To Ranallo’s credit, he is very open about his diagnosis, and how it impacts him. There have been some high-profile examples during his time with the company where he has had to take time off, in order to recover and come back fit and healthy. For me, though, the best way to understand how he operates and struggles with this is to watch the Showtime documentary ‘Bipolar Rock ‘n’ Roller’, which is free to watch on YouTube here (https://www.youtube.com/watch?v=8VT_5XcJiPo). The trailer is embedded below.
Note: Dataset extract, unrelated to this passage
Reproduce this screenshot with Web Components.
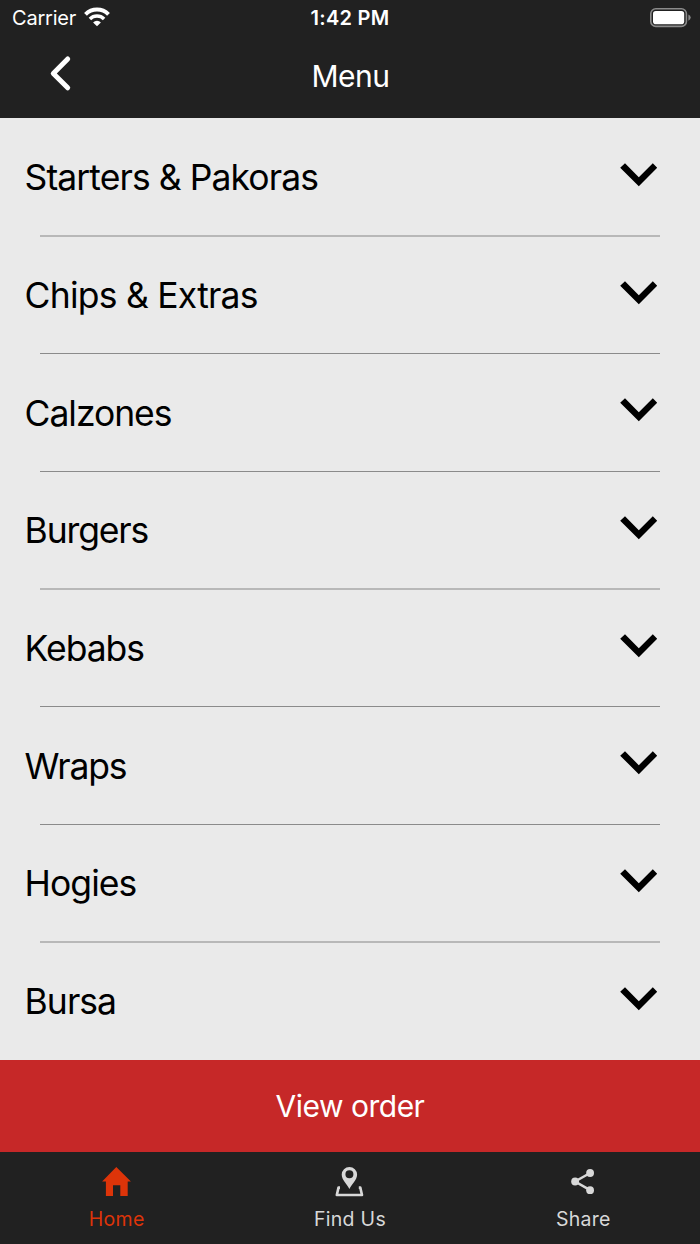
<!DOCTYPE html>
<html lang="en">
<head>
<meta charset="utf-8">
<title>Menu</title>
<style>
  html, body { margin: 0; height: 100%; }
  body { font-family: Inter, "Liberation Sans", sans-serif; overflow: hidden; background: #eaeaea; }
</style>
</head>
<body>
<menu-app></menu-app>
<script>
const define = (name, html) => customElements.define(name, class extends HTMLElement {
  constructor() {
    super();
    const t = document.createElement('template');
    t.innerHTML = html;
    this.attachShadow({ mode: 'open' }).append(t.content.cloneNode(true));
  }
  connectedCallback() {
    const tracking = this.getAttribute('tracking');
    if (tracking) this.style.setProperty('--tracking', tracking + 'px');
  }
});

define('status-bar', `
  <style>
    :host { display: grid; grid-template-columns: 1fr auto 1fr; height: 36px; align-items: center; font-size: 20px; line-height: 36px; color: #fff; }
    .left { display: flex; align-items: center; gap: 8px; padding-left: 12px; letter-spacing: -.2px; }
    .time { font-weight: 600; letter-spacing: .25px; }
    .right { display: flex; justify-content: flex-end; padding-right: 8px; }
    svg { display: block; }
    .wifi { margin-top: -2px; }
    .right svg { margin-top: -1px; }
  </style>
  <div class="left"><span>Carrier</span>
    <svg class="wifi" width="26" height="20" viewBox="0 0 26 20" fill="none" stroke="#fff">
      <path d="M1.500 7.300a16.300 16.300 0 0 1 23 0" stroke-width="4"/>
      <path d="M5.900 11.900a10.100 10.100 0 0 1 14.200 0" stroke-width="3.500"/>
      <path d="M13 19.300l-3.900-3.900a5.500 5.500 0 0 1 7.800 0z" fill="#fff" stroke="none"/>
    </svg>
  </div>
  <span class="time">1:42 PM</span>
  <div class="right">
    <svg width="42" height="20" viewBox="0 0 42 20">
      <rect x=".8" y=".8" width="35.6" height="17.6" rx="5" fill="none" stroke="#8b8b8b" stroke-width="1.6"/>
      <rect x="3" y="3" width="31.2" height="13.2" rx="2.8" fill="#fff"/>
      <path d="M38.4 6.5q2.3 1 2.3 3.1t-2.3 3.1z" fill="#8b8b8b"/>
    </svg>
  </div>`);

define('nav-bar', `
  <style>
    :host { display: grid; grid-template-columns: 120px 1fr 120px; height: 82px; align-items: center; color: #fff; }
    svg { display: block; margin: -8px 0 0 48px; }
    h1 { margin: -2px 0 0; padding-left: 1px; font-size: 30px; font-weight: 400; line-height: 40px; letter-spacing: -.5px; text-align: center; }
  </style>
  <svg width="26" height="38" viewBox="0 0 26 38" fill="none" stroke="#fff" stroke-width="5" stroke-linecap="round" stroke-linejoin="round"><path d="M19.700 5L5.300 19.400l14.400 14.400"/></svg>
  <h1><slot></slot></h1>`);

define('menu-row', `
  <style>
    :host { display: grid; grid-template-columns: 1fr auto; align-content: start; height: 117.7px; box-sizing: border-box; color: #000; }
    .label { padding: 1.2px 0 0 24.6px; height: 116.8px; font-size: 35.5px; line-height: 118px; letter-spacing: var(--tracking); white-space: nowrap; }
    svg { display: block; margin: 45px 42px 0 0; }
    .line { grid-column: 1 / 3; height: 2px; margin: -1px 40px -1px; background: #b8b8b8; }
    :host([line="crisp"]) .line { height: 1px; margin-top: -.7px; background: #8b8b8b; }
    :host([line="none"]) .line { display: none; }
  </style>
  <span class="label"><slot></slot></span>
  <svg width="38" height="26" viewBox="0 0 38 26"><path d="M.2 4.5L5 0l13.8 14L32.8 0 37.2 4.5 18.8 23z" transform="translate(0 .2)"/></svg>
  <div class="line"></div>`);

define('order-button', `
  <style>
    :host { display: block; height: 92px; background: #c62828; }
    button { all: unset; display: block; width: 100%; text-align: center; font-size: 30px; line-height: 92px; letter-spacing: -.5px; color: #fff; }
  </style>
  <button><slot></slot></button>`);

define('tab-item', `
  <style>
    :host { display: flex; flex-direction: column; align-items: center; color: #d8d8d8; font-size: 19.5px; letter-spacing: .3px; }
    :host([active]) { color: #dd3409; }
    .label { line-height: 24px; margin-top: 8px; }
    .icon { height: 35px; }
  </style>
  <div class="icon"><slot name="icon"></slot></div>
  <span class="label"><slot></slot></span>`);

define('tab-bar', `
  <style>
    :host { display: grid; grid-template-columns: repeat(3, 1fr); height: 80px; padding-top: 12px; background: #212121; }
    svg { display: block; }
  </style>
  <tab-item active>
    <svg slot="icon" width="30" height="34" viewBox="0.700 0 30 34" fill="#dd3409"><path d="M15 3L29.600 17.500h-3.200V32H19V21.300h-7.300V32H4.600V17.500H.8z"/></svg>Home
  </tab-item>
  <tab-item>
    <svg slot="icon" width="30" height="34" viewBox="0.600 0 30 34" fill="#d8d8d8">
      <path fill-rule="evenodd" d="M15 25C12.800 20.600 7.300 16 7.300 10.600a7.700 7.700 0 0 1 15.400 0C22.700 16 17.200 20.600 15 25zM15 6.300a4 4 0 1 0 0 8 4 4 0 0 0 0-8z"/>
      <path d="M5.600 23.600H4.100L2.400 31h25.200l-1.700-7.400H24.400" fill="none" stroke="#d8d8d8" stroke-width="2.600" stroke-linejoin="round"/>
    </svg>Find Us
  </tab-item>
  <tab-item>
    <svg slot="icon" width="30" height="34" viewBox="0.400 0 30 34" fill="#d8d8d8">
      <path d="M22.500 9L7.500 17.500l15 8.700" fill="none" stroke="#d8d8d8" stroke-width="2.500"/>
      <circle cx="22.500" cy="9" r="3.900"/><circle cx="7.500" cy="17.500" r="3.900"/><circle cx="22.500" cy="26.200" r="3.900"/>
    </svg>Share
  </tab-item>`);

define('menu-app', `
  <style>
    :host { display: flex; flex-direction: column; width: 700px; height: 1244px; background: #eaeaea; }
    header { background: #212121; height: 118px; flex: none; }
    main { flex: 1; min-height: 0; overflow: hidden; }
  </style>
  <header><status-bar></status-bar><nav-bar>Menu</nav-bar></header>
  <main>
    <menu-row tracking="-.92">Starters &amp; Pakoras</menu-row>
    <menu-row tracking="-.77" line="crisp">Chips &amp; Extras</menu-row>
    <menu-row tracking="-1.05" line="crisp">Calzones</menu-row>
    <menu-row tracking="-1.15">Burgers</menu-row>
    <menu-row tracking="-1.05" line="crisp">Kebabs</menu-row>
    <menu-row tracking="-1.15" line="crisp">Wraps</menu-row>
    <menu-row tracking="-.95">Hogies</menu-row>
    <menu-row tracking="-.95" line="none">Bursa</menu-row>
  </main>
  <order-button>View order</order-button>
  <tab-bar></tab-bar>`);
</script>
</body>
</html>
The documentary really does not pull any punches. It explains how it manifested (Ranallo lost a very close childhood friend when he was a teenager, which was the trigger), it has interviews with his family members and friends (explaining the times in which he was hospitalised and experiencing manic episodes), and shows how harsh he is on himself after calling a show. There are physical manifestations of what he experiences, which are on display.
These aren’t pleasant to watch, but it does encourage you to reflect on how you can be more empathetic in understanding what people are going through, and the support that they actually want. It’s a way for me to understand the impact that a mental health matter can have for students away from our short meeting. It also makes me reflect on how lucky I was to have not suffered the same thing, in losing a close friend/family member at a time in my life when I was susceptible to developing a serious mental health matter. You also don’t always know what is going on in someone’s life. Social media, for example, can be great for certain things, whether it is to see what your uni friends are up to years after you graduate, or as a way to access information quickly. However, without meaning to entirely delve into a ‘be kind’ debate, it does prompt you to think about how others react to your words/posts (there’s a point at which he reads through Twitter after a show).
Equally, though, one of the things which I took from the documentary is that Ranallo, at his best, is able to channel the energy and passion that he has for the sport in a way which people enjoy. It’s a double edged sword – it does impact his life, but it’s the thing that makes him good/makes him stick out from the pack. He does still live with bipolar disorder, and makes no secret of that, but it doesn’t defeat him, and he is incredibly successful, in part because of the impact it has on his life, not in spite of it.
It's not an easy watch, but I'm glad I have seen it. Aside from anything else, his back story is really interesting, but his honesty and candour, on display in this documentary, is especially admirable.